Today, being productive is imperative. Fortunately, it is also easily doable, with the proper planning and the right tools. Batch processing, automation and accessible recall are all extremely important and can save you a lot of time and headaches.
But after working in the audio industry over the past few years, I’ve found that a handful of free third-party applications that exist outside the DAW are now crucial to my daily workflow as well. And I’m sure that if you try them out, you will begin to integrate them into your workflow too.
Media Human Converter is an application for OSX and Windows that converts your audio files to pretty much any file type you want: WAV, AIFF, WMA, MP3, FLAC, OGG, and more.
The interface is extremely simple and the functionality is completely intuitive. Just drag your files in, select the file output type, hit “convert” and boom: You’re done!
Some of the bells and whistles include the ability to send files directly to your iTunes library, perform built-in searches of Discogs, Last.fm, and Google Images for cover art and track details, as well as a take advantage of Cue Sheet export options for those who might be working in audio post.
I use this app on a daily basis, whether it’s converting tracks to Apple Lossless to send clients my progress on their mix, converting WAVs to 320kbps mp3 to fit a large number of files on my phone for the road, or for converting WMA files to anything else if I’m working with someone who uses Windows. MediaHuman Converter is probably the best one-trick pony you’ll find on this farm.
In the course of turning out project after project, it is easy to become inundated with incredible numbers of files.
Whether its sample libraries for composers, music libraries for DJs or sound effects libraries for post-production houses, these are the digital filing cabinets we strive to keep organized in order to maintain a steady workflow.
But what happens when your hard drive runs out of space and you can’t seem to find what’s taking up all the room? You download Disk Inventory X, a German program that displays your files and folders in a novel geographical format called “treemaps”. You can quickly and easily sort files by their type or size, and even by how many files are inside of them, or you can simply click to see what your largest or smallest files are.
Cloud storage quickly developed into a force to be reckoned with when it finally became easy to access in the mid 2000s.
There are dozens of great cloud storage applications out there—Dropbox, OneDrive, Box, iCloud, etc—and at the root, they all do the same thing. Whichever you choose to use all comes down to personal preference. I personally prefer Google Drive for a few reasons:
First, they offer 15GB free, which is a lot when you’re dealing with audio. If, for whatever reason, you need more than 15GB, they offer a variety of cloud size options that other cloud storage apps don’t such as 1TB for $1.99 a month.
In my cloud, I have client folders that are easily accessible as long as I provide an unlisted link, plus my Pro Tools Templates, PDF Manuals, and a discography of every commercially-available recording I’ve worked on.
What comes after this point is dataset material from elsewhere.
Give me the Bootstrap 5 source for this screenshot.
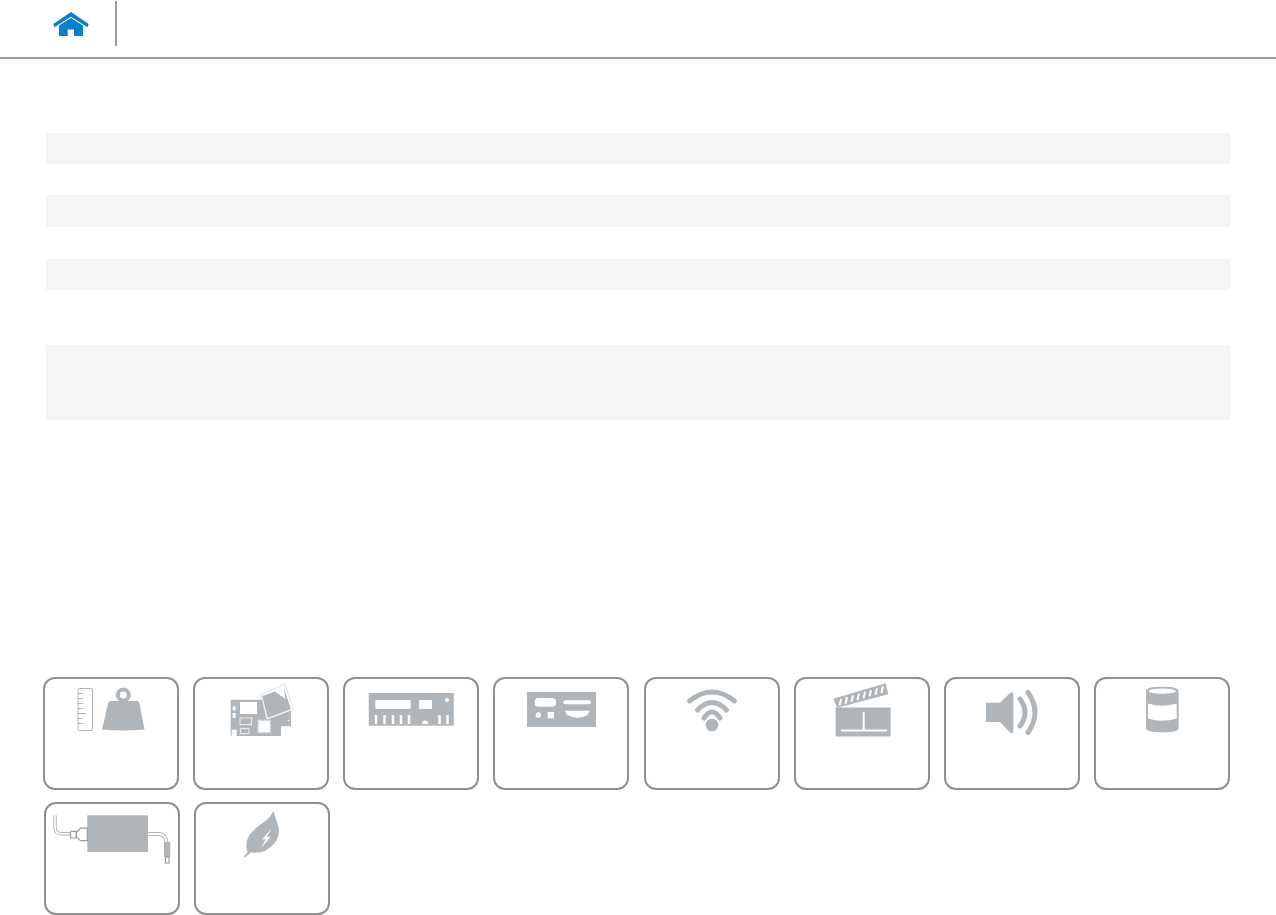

Not only does Google Drive let me access these files from the cloud, but it also acts as another form of backup for some of my most important files, which never hurts to have. In today’s age, it is important to be able to access certain files from anywhere in the world and Google Drive does that flawlessly and securely.
Another form of cloud storage, but centered moreso around text, is Evernote.
Evernote (which is available for both desktop and mobile) allows you to create “books” of notes, keeping them organized and easily accessible. It’s a fairly simple concept but super-helpful if you make a lot of notes.
I have found it to be great for keeping track of what deliverables which record labels usually ask for (a TV mix, a vocal +1db and the like) which deliverables TV networks ask for (dialogue split, MnE, SoT, etc). I also use it to make quick notes-to-self if a friend tells me a cool plugin to check out, or if I’m listening to a mix while traveling and hear something I want to tweak. The search functionality is also a huge help when you need to find what you’re looking for.
If you’ve ever been up all night recording or mixing, you’ve felt the strain on your eyes. It’s painful. It burns. Is that bright light the computer screen, or death at the end of a console?
Once you’re done, you’ve probably experienced just how hard it can be to unwind and get to sleep after a late night of staring into a screen that’s brighter than some lightbulbs.
Either way, f.lux is here to save you! The company’s slogan is “software to make your life better” and that’s exactly what it does.
f.lux adjusts the halogen settings on your computer screen based on the time of day by removing blue light, which prevents your eyes from tiring out and also helps you avoid screwing up your body clock by keeping you from bombarding yourself with daylight-like cues at midnight.